6. Coordinating with Your Spouse

Unless you live alone, retirement doesn’t affect just you: it will have a major impact on your spouse or partner as well. Retirement, then, is a household choice – one you and your partner will need to review together. One factor to discuss is how the reduction in income will affect your spouse. If he or she has to work longer to cover living expenses, it may not be fair for you to retire so soon. Plus, if your spouse intends to continue working for many years, your retirement may be much lonelier than you expected. On the other hand, if you and your spouse are both financially and emotionally ready for it, you’ll be more likely to enjoy a fulfilling retirement together. Coordinate your plans, and try not to retire at exactly the same time, as Retirement: The One Thing Couples Shouldn't Do Together points out.

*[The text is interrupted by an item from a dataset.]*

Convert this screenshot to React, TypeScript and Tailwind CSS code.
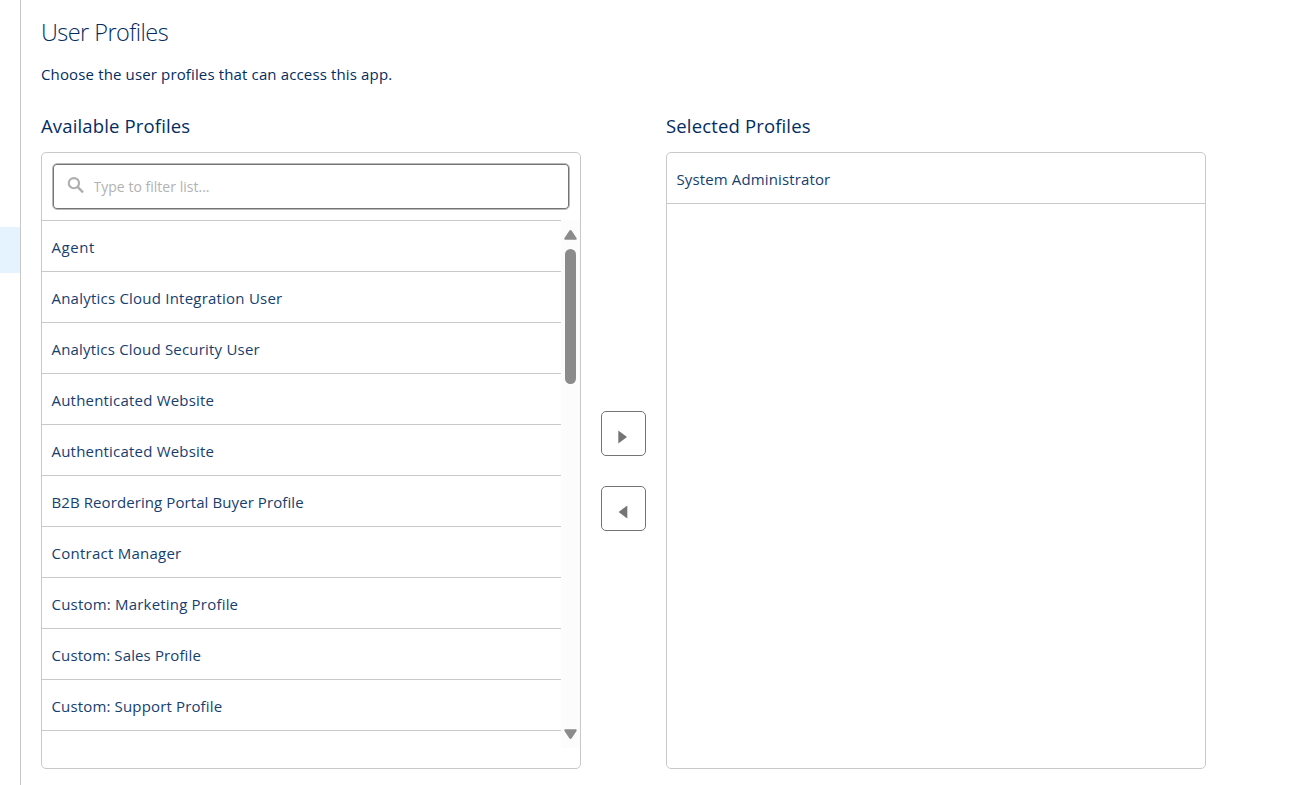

"Communication is always important, especially when it comes to your household finances. Being on the same page in terms of your retirement plan will help bring you peace of mind about transitioning into your next phase in life," says Mark Hebner, founder and president of Index Fund Advisors, Inc., in Irvine, California, and author of The 12-Step Recovery Program for Active Investors.

The Bottom Line

We've briefly touched on a handful of the signs that you’re ready for retirement. You should also consider a number of other factors, such as how you’ll spend your days, where you plan to live, and whether most of your friends will still be working. All of these things could have a major impact on your general enjoyment of retirement. As mentioned above, before you make any sudden moves, be sure to consult with your financial advisor, and work through the timing and any changes that will be needed.